Think back to the very first Christmas. It wasn’t a perfectly polished, Instagram-ready scene. A young, pregnant woman and her bewildered fiancé, far from home, with no room at the inn. The birth of a baby in a stable, surrounded by animals. It was messy, inconvenient, and certainly not what anyone would have envisioned for the arrival of the King of Kings. Yet, in that humble, imperfect setting, God demonstrated His profound love and unwavering presence in the midst of human struggle and limitation.

Christ: Our Unchanging Gift

The greatest gift of Christmas is not wrapped in paper and tied with a bow; it is the person of Jesus Christ. He is Immanuel, “God with us.” And this “with us” isn’t conditional. He is with us in our triumphs, yes, but more profoundly, He is with us in our deepest valleys, our most agonizing heartbreaks, and our most profound disappointments.

In the midst of divorce, your life can feel like it’s been turned upside down. Relationships change, financial stability wavers, and future plans dissolve. It’s a time of immense uncertainty and loss. But Christ remains constant. He is the anchor for your soul in the storm.
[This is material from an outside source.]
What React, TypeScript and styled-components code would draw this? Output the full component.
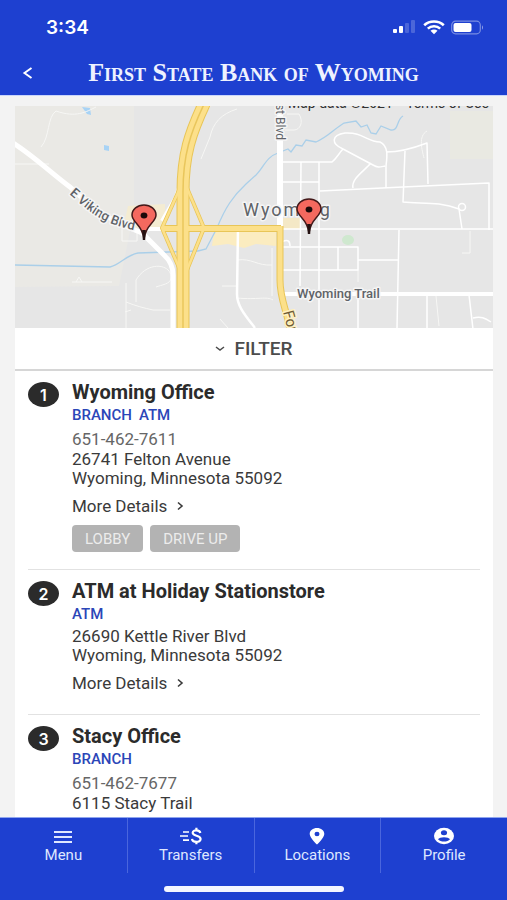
import React from "react";
import styled, { createGlobalStyle } from "styled-components";

const BLUE = "#1e40d0";

const GlobalStyle = createGlobalStyle`
  * { box-sizing: border-box; }
  body { margin: 0; background: #f2f2f2; font-family: Roboto, sans-serif; color: #303030; }
  button { font: inherit; cursor: pointer; }
  a { color: inherit; text-decoration: none; }
`;

const Shell = styled.div`
  height: 100vh;
  display: flex;
  flex-direction: column;
`;

const Header = styled.header`
  flex: none;
  background: ${BLUE};
  color: #fff;
  border-bottom: 1px solid #c9d5fb;
`;

const StatusBar = styled.div`
  display: flex;
  align-items: center;
  justify-content: space-between;
  height: 54px;
  padding: 0 22px 0 46px;
`;

const Clock = styled.time`
  font-family: Inter, sans-serif;
  font-size: 19px;
  font-weight: 600;
`;

const StatusIcons = styled.div`
  display: flex;
  align-items: center;
  gap: 6px;
`;

const TitleBar = styled.div`
  display: grid;
  grid-template-columns: 56px 1fr 56px;
  align-items: center;
  height: 41px;
  padding-bottom: 4px;
`;

const BackButton = styled.button`
  display: flex;
  align-items: center;
  height: 36px;
  padding: 0 0 0 22px;
  border: 0;
  background: none;
  color: inherit;
`;

const BankName = styled.h1`
  margin: 0;
  text-align: center;
  white-space: nowrap;
  font-family: "Liberation Serif", serif;
  font-size: 26px;
  line-height: 32px;
  font-weight: 700;
  font-variant: small-caps;
  color: #eef2ff;
`;

const Main = styled.main`
  flex: 1;
  min-height: 0;
  overflow-y: auto;
  scrollbar-width: none;
  padding: 10px 14px 0 15px;
  background: #f3f3f3;
`;

const Card = styled.div`
  background: #fff;
`;

const Map = styled.svg`
  display: block;
  width: 100%;
  height: 222px;
  background: #e6e6e6;
`;

const FilterButton = styled.button`
  display: flex;
  align-items: center;
  justify-content: center;
  gap: 9px;
  width: 100%;
  height: 43px;
  padding: 0;
  border: 0;
  border-bottom: 2px solid #d6d6d6;
  background: #fff;
  color: #4c4c4c;
  font-size: 19px;
  font-weight: 500;
`;

const List = styled.ol`
  list-style: none;
  margin: 0;
  padding: 0 13px;
`;

const Item = styled.li<{ $tall: boolean }>`
  display: flex;
  gap: 13px;
  padding: 9px 0 ${(p) => (p.$tall ? 21 : 17)}px;
  border-bottom: 1px solid #e2e2e2;
`;

const Badge = styled.span`
  flex: none;
  display: grid;
  place-items: center;
  width: 31px;
  height: 25px;
  margin-top: 2px;
  border-radius: 50%;
  background: #2b2b2b;
  color: #fff;
  font-family: Inter, sans-serif;
  font-size: 16px;
  font-weight: 600;
`;

const Details = styled.div`
  flex: 1;
  min-width: 0;
`;

const Name = styled.h2`
  margin: 0;
  font-size: 20px;
  line-height: 24px;
  font-weight: 700;
  color: #2b2b2b;
`;

const Tags = styled.div`
  display: flex;
  gap: 7px;
  margin-bottom: 2px;
  font-size: 15px;
  line-height: 22px;
  font-weight: 500;
  color: #2b46b8;
`;

const Phone = styled.a`
  display: block;
  font-size: 17px;
  line-height: 22px;
  color: #666;
`;

const Address = styled.address`
  font-style: normal;
  font-size: 17px;
  line-height: 19px;
  color: #3a3a3a;
`;

const MoreLink = styled.a`
  display: inline-flex;
  align-items: center;
  gap: 9px;
  margin-top: 8px;
  font-size: 17px;
  line-height: 20px;
  vertical-align: top;
  color: #3a3a3a;
`;

const Chips = styled.div`
  display: flex;
  gap: 7px;
  margin-top: 9px;
`;

const Chip = styled.button`
  height: 27px;
  padding: 0 13px;
  border: 0;
  border-radius: 4px;
  background: #b3b3b3;
  color: #ececec;
  font-size: 15px;
`;

const Footer = styled.footer`
  flex: none;
  background: ${BLUE};
  border-top: 1px solid #8fa5ee;
`;

const Nav = styled.nav`
  display: grid;
  grid-template-columns: repeat(4, 1fr);
  height: 55px;
`;

const Tab = styled.a`
  display: flex;
  flex-direction: column;
  align-items: center;
  gap: 1px;
  padding-top: 9px;
  color: #dfe7ff;
  font-size: 15px;
  line-height: 18px;
  & + & { border-left: 1px solid #4a66dd; }
`;

const HomeIndicator = styled.div`
  width: 180px;
  height: 6px;
  margin: 13px auto 8px;
  border-radius: 3px;
  background: #f4f6ff;
`;

const Chevron = ({ d, w, h, sw = 2 }: { d: string; w: number; h: number; sw?: number }) => (
  <svg width={w} height={h} viewBox={`0 0 ${w} ${h}`} fill="none" stroke="currentColor" strokeWidth={sw} aria-hidden="true">
    <path d={d} />
  </svg>
);

const Signal = () => (
  <svg width="24" height="14" viewBox="0 0 24 14" fill="#fff" aria-hidden="true">
    <rect x="0" y="9" width="4" height="4" rx="1" />
    <rect x="6" y="6" width="4" height="7" rx="1" />
    <rect x="12" y="3" width="4" height="10" rx="1" opacity=".2" />
    <rect x="18" y="0" width="4" height="13" rx="1" opacity=".2" />
  </svg>
);

const Wifi = () => (
  <svg width="22" height="15" viewBox="0 0 22 15" fill="none" stroke="#fff" strokeWidth="2.6" aria-hidden="true">
    <path d="M1.200 5.200C6.500.2 15.500.2 20.800 5.200" />
    <path d="M4.800 8.600c3.400-3.200 9-3.200 12.400 0" />
    <path d="M7.500 10.800c2-1.700 5-1.700 7 0L11 14.200z" fill="#fff" stroke="none" />
  </svg>
);

const Battery = () => (
  <svg width="34" height="15" viewBox="0 0 34 15" aria-hidden="true">
    <rect x=".7" y="1.200" width="28.600" height="12.600" rx="3.800" fill="none" stroke="#fff" strokeOpacity=".4" strokeWidth="1.200" />
    <rect x="2.500" y="3" width="18" height="9" rx="2" fill="#fff" />
    <path d="M31 5.200q2 2.200 0 4.600z" fill="#fff" opacity=".5" />
  </svg>
);

const Pin = ({ x, y }: { x: number; y: number }) => (
  <g transform={`translate(${x} ${y})`}>
    <path d="M0-1C-.8-7-2.500-11-7-16c-3-3.400-5-5.500-5-9a12 10 0 0 1 24 0c0 3.500-2 5.600-5 9C2.500-11 .8-7 0-1z" fill="#f4695f" stroke="#43191a" strokeWidth="1.500" />
    <path d="M-1.800-10h3.600L1.200 0h-2.400z" fill="#241111" />
    <ellipse cy="-24.500" rx="3.400" ry="3" fill="#1b0a0a" />
  </g>
);

const MapView = () => (
  <Map viewBox="15 106 478 222" preserveAspectRatio="xMidYMid slice" role="img" aria-label="Map of Wyoming, Minnesota">
    <rect x="0" y="90" width="520" height="250" fill="#e6e6e6" />
    <path d="M15 106h119v105l-15 75-104 1z" fill="#eae9e5" />
    <path d="M450 111h43v48h-43z" fill="#e9e9e2" />
    <path d="M82 107l8 1 1 7-4-1z" fill="#a8d3f5" />
    <path d="M104 145l5 1v5l-5-1z" fill="#a8d3f5" />
    <path d="M124 224l4-18 37-2v24h-40z" fill="#f4ecd2" />
    <path d="M214 231h62v15l-20-2-12 4-16-4-16 2z" fill="#fbecc0" />
    <path d="M283 218h17v11h-17z" fill="#f4e8c6" />
    <ellipse cx="348" cy="240" rx="6" ry="5" fill="#cfe8cf" />

    <g fill="none" stroke="#aacfe9" strokeWidth="1.300">
      <path d="M15 265l95 2c10-2 16-12 28-14l60-2" />
      <path d="M198 251l8-2 11-21c8-20 16-32 29-44l10-9c8-8 10-18 22-22l10-4 3 3 5-7 6 1 4-6 10 2c12-5 18-13 28-19l12-2 5 6 6-2 4 8 5 1 5-8 10 4c8 1 5-10 12-14" />
    </g>

    <g fill="none" stroke="#f7f7f5" strokeWidth="1">
      <path d="M41 147c9-10 6-30 15-36 20 7 30 1 40-4M15 164h34M237 109c-16 5-24 14-27 28l-9 22" />
      <path d="M72 282h40m-36 0l3-5 3 5M126 328v-45" />
      <path d="M136 302v-22c12-20 36-16 35-2 0 6-10 7-15 9M126 302c10 4 18 6 27 8l17 0M131 310l-6 2M122 225v16h15v-11" />
      <path d="M222 286h14M237 260c15-2 20 6 35 5M237 298c20 2 30-2 36 2M272 248v48M220 319l8 9" />
      <path d="M287 114h12c5 8 1 16-5 16h-9M470 231v22h-8M424 158c-2-8-6-22 3-27M436 296l3 30M358 270v12" />
    </g>

    <g fill="none" stroke="#fff" strokeWidth="1.500" strokeLinejoin="round">
      <path d="M282 162h50c5-4 7-9 11-13M282 182h37M320 191l83-4 86-4v47M301 162l-1 124M319 162v166" />
      <path d="M343 149c-12-5-12-14 2-16 18-1 22 9 35 9 9 4 7 16 6 24v22M343 149l30 16c5 3 7 2 12 1M371 163c-8 9-20 16-18 25" />
      <path d="M386 152c16 0 28-4 41-9l1 41M405 151l-2 51c18 2 36-1 56 7l3 20" />
      <circle cx="462" cy="207" r="3.500" />
      <path d="M280 229h213M282 247h76v23h-75M338 247v23M358 260h41M399 230l-2 98M358 295v33M427 295v33M469 295l4 34M473 318c8-2 12 0 18 4M282 242c6-3 8-1 8 4" />
    </g>
    <path d="M238 228l-1 66c0 12 8 21 18 34" fill="none" stroke="#fff" strokeWidth="2.500" />
    <path d="M280 106v126" fill="none" stroke="#fff" strokeWidth="6" />
    <path d="M282 294h211" fill="none" stroke="#fff" strokeWidth="4" />
    <path d="M13 143c22 14 38 30 57 44 20 18 35 32 72 46l22 22q9 8 9 20v56" fill="none" stroke="#fff" strokeWidth="5" />
    <path d="M146 229h20M212 100c-32 50-26 72-36 97l-14 24" fill="none" stroke="#fff" strokeWidth="4" />

    <g fill="none" stroke="#e8c557" strokeWidth="4" strokeLinejoin="round">
      <path d="M180 188l-18 40 18 42M187 188l17 40-17 42" />
      <path d="M162 228.500h119" strokeWidth="7" />
      <path d="M280 226v54c0 20 7 30 10 50" strokeWidth="7" />
      <path d="M206 100c-16 33-23 55-23 92v140" strokeWidth="13" />
    </g>
    <g fill="none" stroke="#fce08a" strokeWidth="2.500" strokeLinejoin="round">
      <path d="M180 188l-18 40 18 42M187 188l17 40-17 42" />
      <path d="M162 228.500h119" strokeWidth="5" />
      <path d="M280 226v54c0 20 7 30 10 50" strokeWidth="5" />
      <path d="M206 100c-16 33-23 55-23 92v140" strokeWidth="11" />
    </g>
    <path d="M206 100c-16 33-23 55-23 92v140" fill="none" stroke="#e9c65c" strokeWidth="1.500" />

    <g fontFamily="Roboto, sans-serif" fill="#5f6368" stroke="#f5f5f5" strokeWidth="3" paintOrder="stroke" strokeLinejoin="round">
      <defs>
        <path id="viking" d="M69 194c20 17 32 31 74 38" />
      </defs>
      <text fontSize="13" fontWeight="500"><textPath href="#viking">E Viking Blvd</textPath></text>
      <text x="243" y="216" fontSize="18" letterSpacing="2">Wyoming</text>
      <text x="297" y="298" fontSize="13" fontWeight="500">Wyoming Trail</text>
      <text transform="translate(276 104) rotate(90)" fontSize="12">st Blvd</text>
      <text transform="translate(283 312) rotate(75)" fontSize="15" fill="#6d5a35" stroke="#fff0c0">Forest</text>
    </g>
    <g fontFamily="Roboto, sans-serif" fontSize="14" fill="#333">
      <text x="288" y="108">Map data ©2021</text>
      <text x="406" y="108">Terms of Use</text>
    </g>
    <Pin x={144} y={240} />
    <Pin x={309} y={234} />
  </Map>
);

const MenuIcon = () => (
  <svg width="20" height="18" viewBox="0 0 20 18" stroke="currentColor" strokeWidth="2" aria-hidden="true">
    <path d="M1 5h18M1 10h18M1 15h18" />
  </svg>
);

const TransfersIcon = () => (
  <svg width="22" height="18" viewBox="0 0 22 18" fill="none" stroke="#fff" aria-hidden="true">
    <path d="M3 5h6M0 9h8M3 13.200h6" strokeWidth="1.700" />
    <path d="M20.300 6c-.4-3.400-7.600-3.600-7.600-.3 0 3.800 7.900 2.300 7.900 6.400 0 3.800-8.200 3.700-8.600-.2M16.400.8v2.700M16.400 14.600v2.700" strokeWidth="2.200" />
  </svg>
);

const LocationIcon = () => (
  <svg width="16" height="18" viewBox="0 0 16 18" fill="#fff" fillRule="evenodd" aria-hidden="true">
    <path d="M8 1C4 1 .7 3.500.7 7 .7 11 8 17.500 8 17.500S15.300 11 15.300 7C15.300 3.500 12 1 8 1zm0 3.800a2.500 2.200 0 1 1 0 4.400 2.500 2.200 0 0 1 0-4.400z" />
  </svg>
);

const ProfileIcon = () => (
  <svg width="20" height="18" viewBox="0 0 20 18" aria-hidden="true">
    <ellipse cx="10" cy="9" rx="10" ry="8.300" fill="#fff" />
    <ellipse cx="10" cy="5.800" rx="3.100" ry="2.500" fill={BLUE} />
    <path d="M4 12.200c1.500-2.700 10.500-2.700 12 0-2.500 3.200-9.500 3.200-12 0z" fill={BLUE} />
  </svg>
);

type Location = { name: string; tags: string[]; phone?: string; address: string[]; chips?: string[] };

const locations: Location[] = [
  { name: "Wyoming Office", tags: ["BRANCH", "ATM"], phone: "651-462-7611", address: ["26741 Felton Avenue", "Wyoming, Minnesota 55092"], chips: ["LOBBY", "DRIVE UP"] },
  { name: "ATM at Holiday Stationstore", tags: ["ATM"], address: ["26690 Kettle River Blvd", "Wyoming, Minnesota 55092"] },
  { name: "Stacy Office", tags: ["BRANCH"], phone: "651-462-7677", address: ["6115 Stacy Trail"] },
];

const tabs = [
  { label: "Menu", icon: <MenuIcon /> },
  { label: "Transfers", icon: <TransfersIcon /> },
  { label: "Locations", icon: <LocationIcon /> },
  { label: "Profile", icon: <ProfileIcon /> },
];

export default function App() {
  return (
    <Shell>
      <GlobalStyle />
      <Header>
        <StatusBar>
          <Clock>3:34</Clock>
          <StatusIcons>
            <Signal />
            <Wifi />
            <Battery />
          </StatusIcons>
        </StatusBar>
        <TitleBar>
          <BackButton aria-label="Back">
            <Chevron w={11} h={12} d="M9.500 1L2.500 6l7 5" sw={2} />
          </BackButton>
          <BankName>First State Bank of Wyoming</BankName>
        </TitleBar>
      </Header>
      <Main>
        <Card>
          <MapView />
          <FilterButton>
            <Chevron w={10} h={8} d="M1 2l4 3 4-3" sw={1.5} />
            FILTER
          </FilterButton>
          <List>
            {locations.map((loc, i) => (
              <Item key={loc.name} $tall={!loc.chips}>
                <Badge>{i + 1}</Badge>
                <Details>
                  <Name>{loc.name}</Name>
                  <Tags>
                    {loc.tags.map((t) => (
                      <span key={t}>{t}</span>
                    ))}
                  </Tags>
                  {loc.phone && <Phone href={`tel:${loc.phone}`}>{loc.phone}</Phone>}
                  <Address>
                    {loc.address.map((line) => (
                      <div key={line}>{line}</div>
                    ))}
                  </Address>
                  <MoreLink href="#details">
                    More Details
                    <Chevron w={8} h={10} d="M2 1.500l4 3.500-4 3.500" sw={1.6} />
                  </MoreLink>
                  {loc.chips && (
                    <Chips>
                      {loc.chips.map((c) => (
                        <Chip key={c}>{c}</Chip>
                      ))}
                    </Chips>
                  )}
                </Details>
              </Item>
            ))}
          </List>
        </Card>
      </Main>
      <Footer>
        <Nav>
          {tabs.map((t) => (
            <Tab key={t.label} href={`#${t.label.toLowerCase()}`}>
              {t.icon}
              {t.label}
            </Tab>
          ))}
        </Nav>
        <HomeIndicator />
      </Footer>
    </Shell>
  );
}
His love is not subject to the whims of human relationships or the breaking of vows. His grace is sufficient, even for this.
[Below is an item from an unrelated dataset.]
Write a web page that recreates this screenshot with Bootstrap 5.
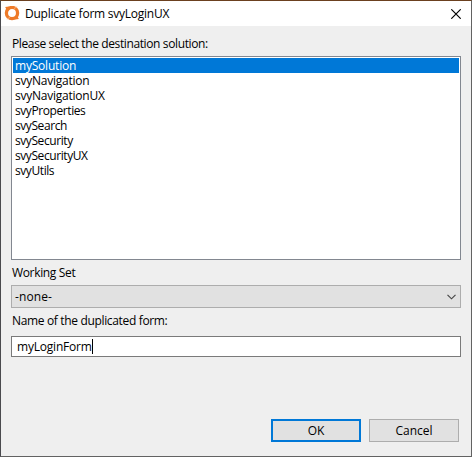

Finding Joy in the Midst of Sorrow

“Joy to the World” might feel like a distant echo right now. And that’s okay. The Bible doesn’t promise a life free from sorrow, but it does promise a God who is close to the brokenhearted (Psalm 34:18). True biblical joy isn’t a superficial happiness dependent on perfect circumstances; it’s a deep-seated confidence in God’s goodness and faithfulness, even when circumstances are anything but good.

How can you find this joy amidst your pain?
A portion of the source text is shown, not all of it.